When the pair first clashed, Bill Clinton was US president, George W. Bush was co-owner of the Texas Rangers baseball team and Barack Obama was a lawyer in Chicago.
It was way back in May 1993 when they contested the vacant IBF middleweight title at RFK Stadium in Washington.
PHOTO: REUTERS
Jones won a unanimous decision in what was the first world title bout for both fighters and then went on to win belts at super-middleweight, light heavyweight and heavyweight.
Those glory days have passed, and 41-year-old Jones has lost five of his last 10 fights, three by knockout, including being stopped in the first round by unheralded Australian Danny Green in his most recent contest in December.
“Roy Jones is a desperate man. A desperate man is a dangerous man,” 45-year-old Hopkins told reporters.
Hopkins (50-5-1, 32 KOs) captured the middleweight belt in 1995 by stopping Ecuador’s Segundo Mercado, and made a record 20 successful defenses of that crown before losing two close decisions to fellow American Jermain Taylor in 2005.
He said his rationale for the rematch is simply to reverse what he considers the only clear defeat of his career.
“It’s personal,” he said. “It’s definitely personal. I helped start his legacy and I’m going to end it.”
Each of the fighters are blaming the other for the amount of time between the two contests.
“He didn’t want to fight me again because after 1993 I got better and he didn’t,” Hopkins said.

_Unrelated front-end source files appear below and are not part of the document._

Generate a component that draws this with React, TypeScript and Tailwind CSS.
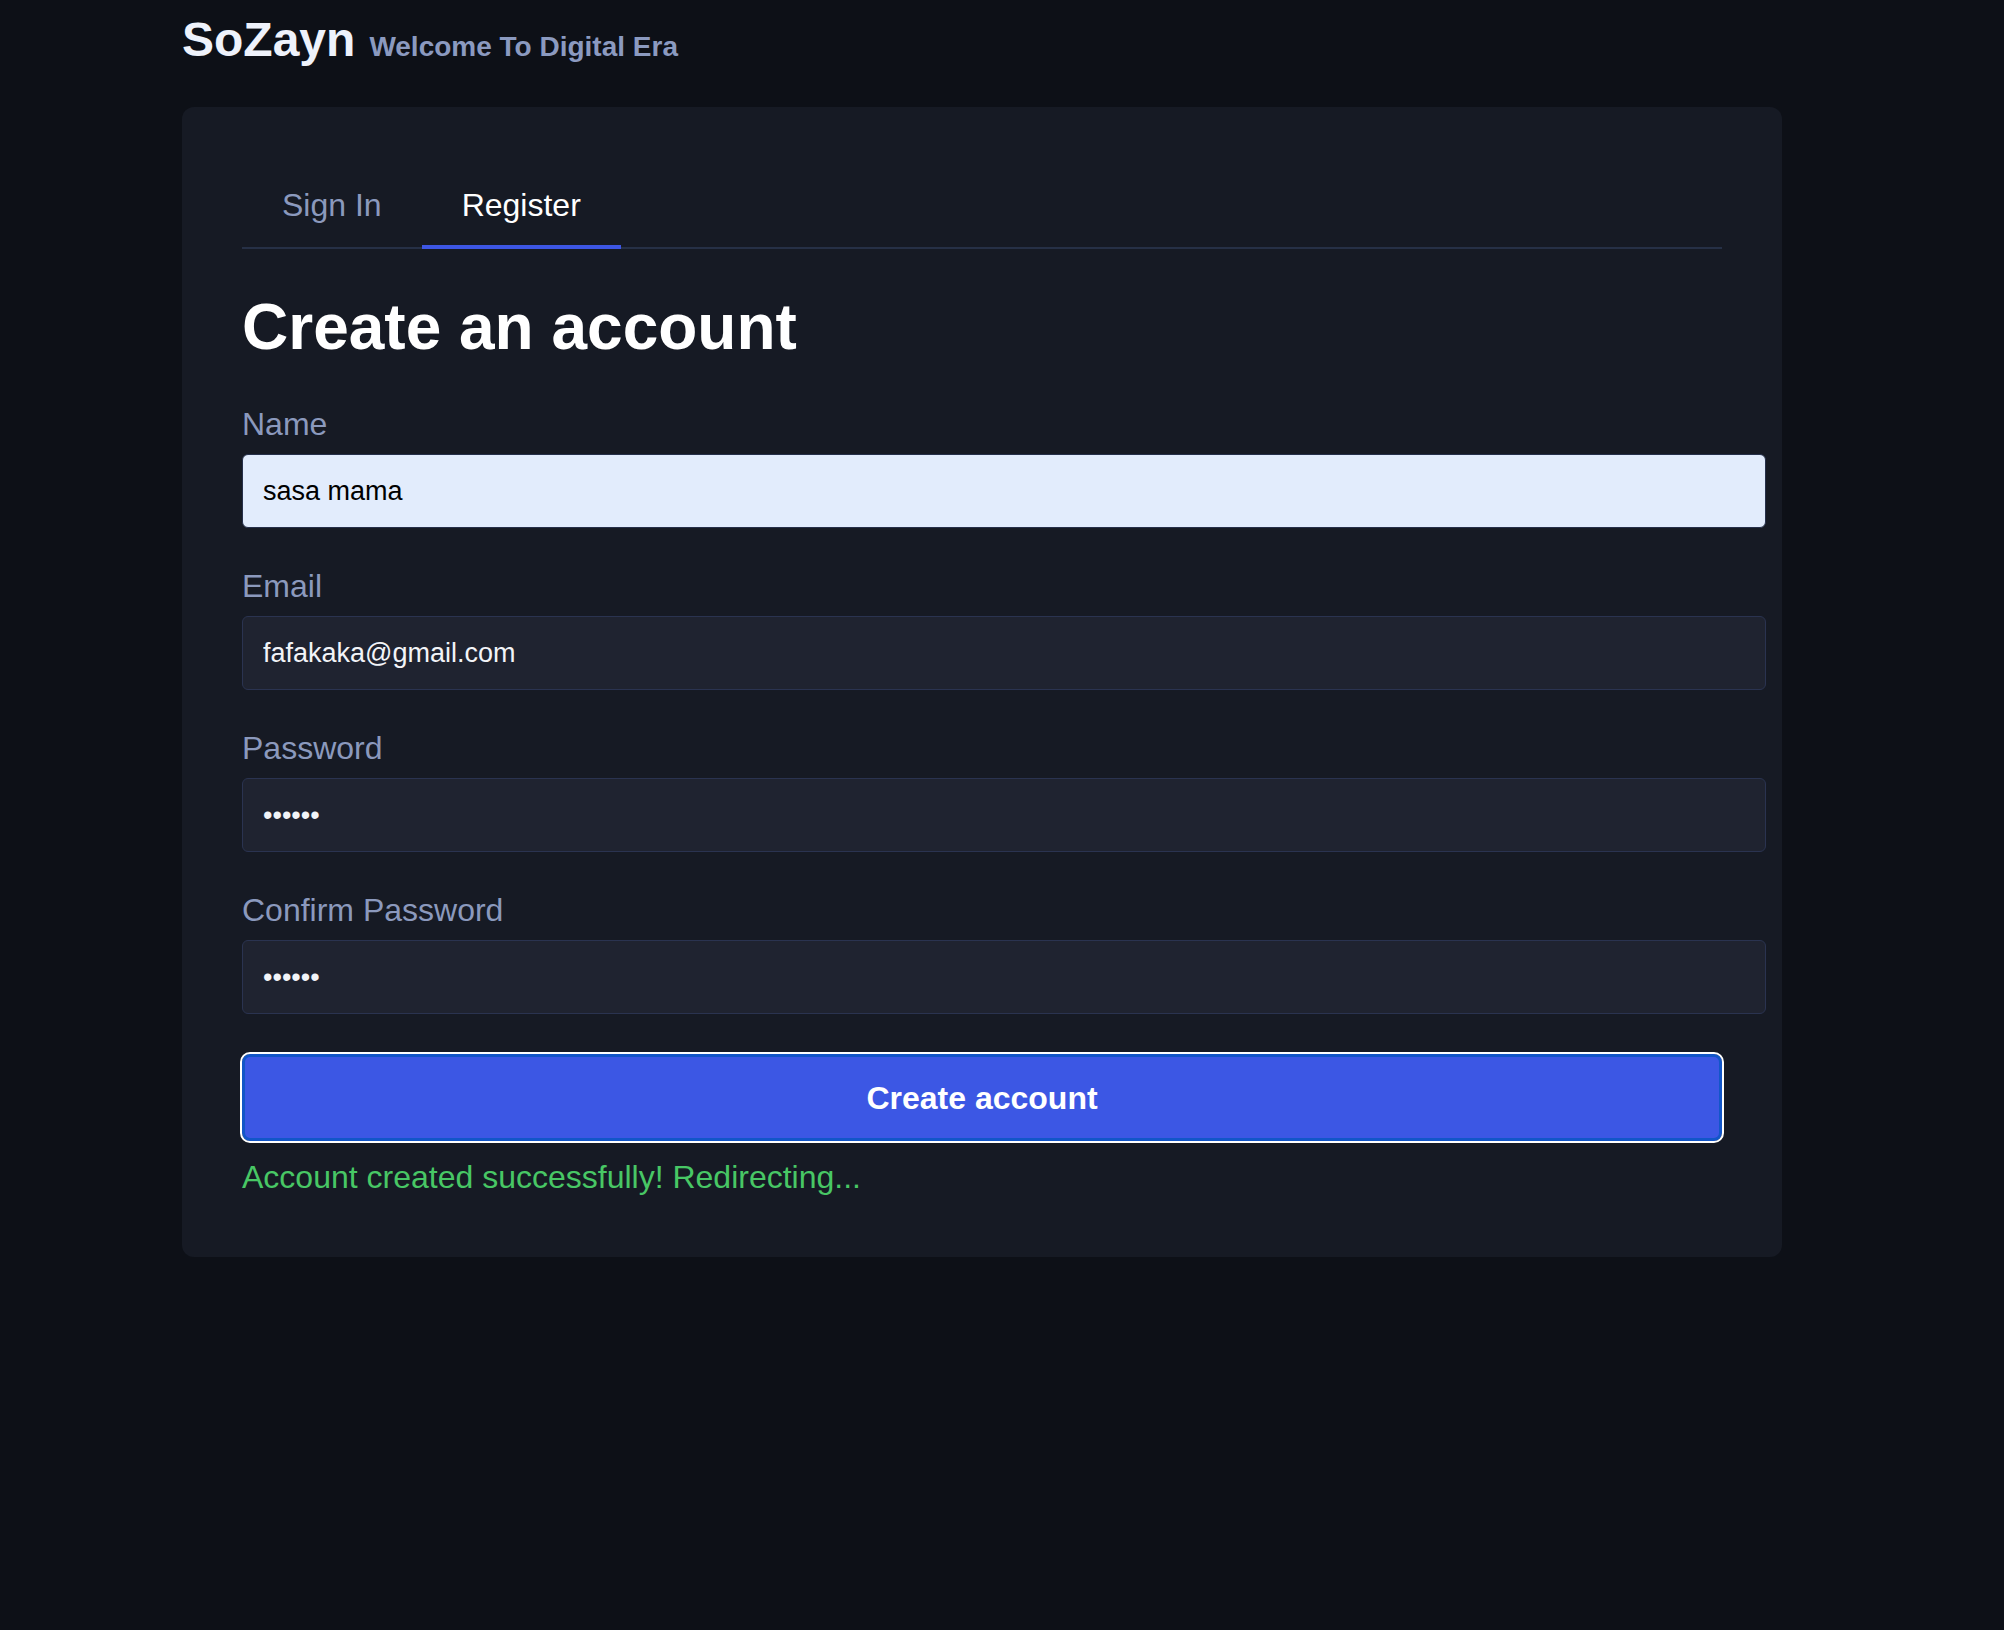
import { useState } from "react";

interface FieldProps {
  label: string;
  type?: string;
  value: string;
  autofilled?: boolean;
}

const Field = ({ label, type = "text", value, autofilled }: FieldProps) => {
  return (
    <div className="mb-[39px]">
      <label className="block text-[32px] leading-[38px] text-[#8b99bd] mb-[11px]">
        {label}
      </label>
      <input
        type={type}
        defaultValue={value}
        className={`box-content block w-full h-[72px] pl-[20px] pr-[22px] py-0 border rounded-md text-[27px] outline-none ${
          autofilled
            ? "bg-[#e2ecfc] text-black border-[#26304a]"
            : "bg-[#1f2330] text-[#f2f4f8] border-[#2a3350]"
        }`}
      />
    </div>
  );
};

const App = () => {
  const [tab, setTab] = useState("register");

  return (
    <div className="min-h-screen bg-[#0d1017] font-['Liberation_Sans',Arial,sans-serif]">
      <div className="ml-[182px] w-[1600px]">
        {/* Header */}
        <header className="h-[107px] pt-[16px] flex items-baseline gap-[14px]">
          <h1 className="text-[48px] leading-none font-bold text-[#eef2fb]">
            SoZayn
          </h1>
          <span className="text-[28px] leading-none font-bold text-[#8b9ac0]">
            Welcome To Digital Era
          </span>
        </header>

        {/* Card */}
        <div className="bg-[#161a24] rounded-xl pt-[57px] px-[60px] pb-[61px]">
          {/* Tabs */}
          <div className="flex border-b-2 border-[#263046]">
            <button
              onClick={() => setTab("signin")}
              className={`px-[40px] pt-[22px] pb-[21px] text-[32px] leading-[38px] border-b-4 -mb-[2px] ${
                tab === "signin"
                  ? "text-white border-[#3d56e4]"
                  : "text-[#8b99bd] border-transparent"
              }`}
            >
              Sign In
            </button>
            <button
              onClick={() => setTab("register")}
              className={`px-[40px] pt-[22px] pb-[21px] text-[32px] leading-[38px] border-b-4 -mb-[2px] ${
                tab === "register"
                  ? "text-white border-[#3d56e4]"
                  : "text-[#8b99bd] border-transparent"
              }`}
            >
              Register
            </button>
          </div>

          <h2 className="mt-[40px] mb-[39px] text-[64px] leading-[77px] font-bold text-white">
            Create an account
          </h2>

          <Field label="Name" value="sasa mama" autofilled />
          <Field label="Email" type="email" value="fafakaka@gmail.com" />
          <Field label="Password" type="password" value="123456" />
          <Field label="Confirm Password" type="password" value="123456" />

          <button className="mt-[1px] w-full h-[87px] rounded-lg bg-[#3c57e4] border-[3px] border-[#1256c8] outline-2 outline-white text-[32px] font-bold text-white">
            Create account
          </button>

          <p className="mt-[17px] text-[32px] leading-[38px] text-[#48c765]">
            Account created successfully! Redirecting...
          </p>
        </div>
      </div>
    </div>
  );
};

export default App;
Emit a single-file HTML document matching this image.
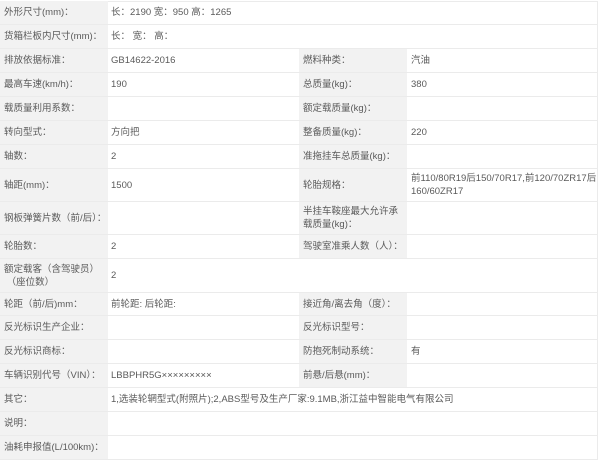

Jones, in a telephone interview, countered: “He didn’t want to fight me again until he felt like I was at the end of my career, and I had deteriorated and slowed down a bit.
“He wasn’t going to fight me until he thought I was done,” Jones said. “Now he feels like I’m done, so he’ll fight me now.”
Hopkins’ last two fights have brought points wins against Enrique Ornelas and Kelly Pavlik but Jones was confident the veteran’s desire for revenge would remain unfulfilled.
“He don’t like me, and I’m glad he don’t like me,” said Jones (54-6, 40 KOs). “He hates that he couldn’t beat Roy Jones in his prime, in his heyday, and he hates Roy Jones for that, he hates that I overshadowed him in his prime, and he has not liked me from that day forward. But that’s too bad.
“After Saturday, he’s gonna hate me twice as much as he does now,” Jones said.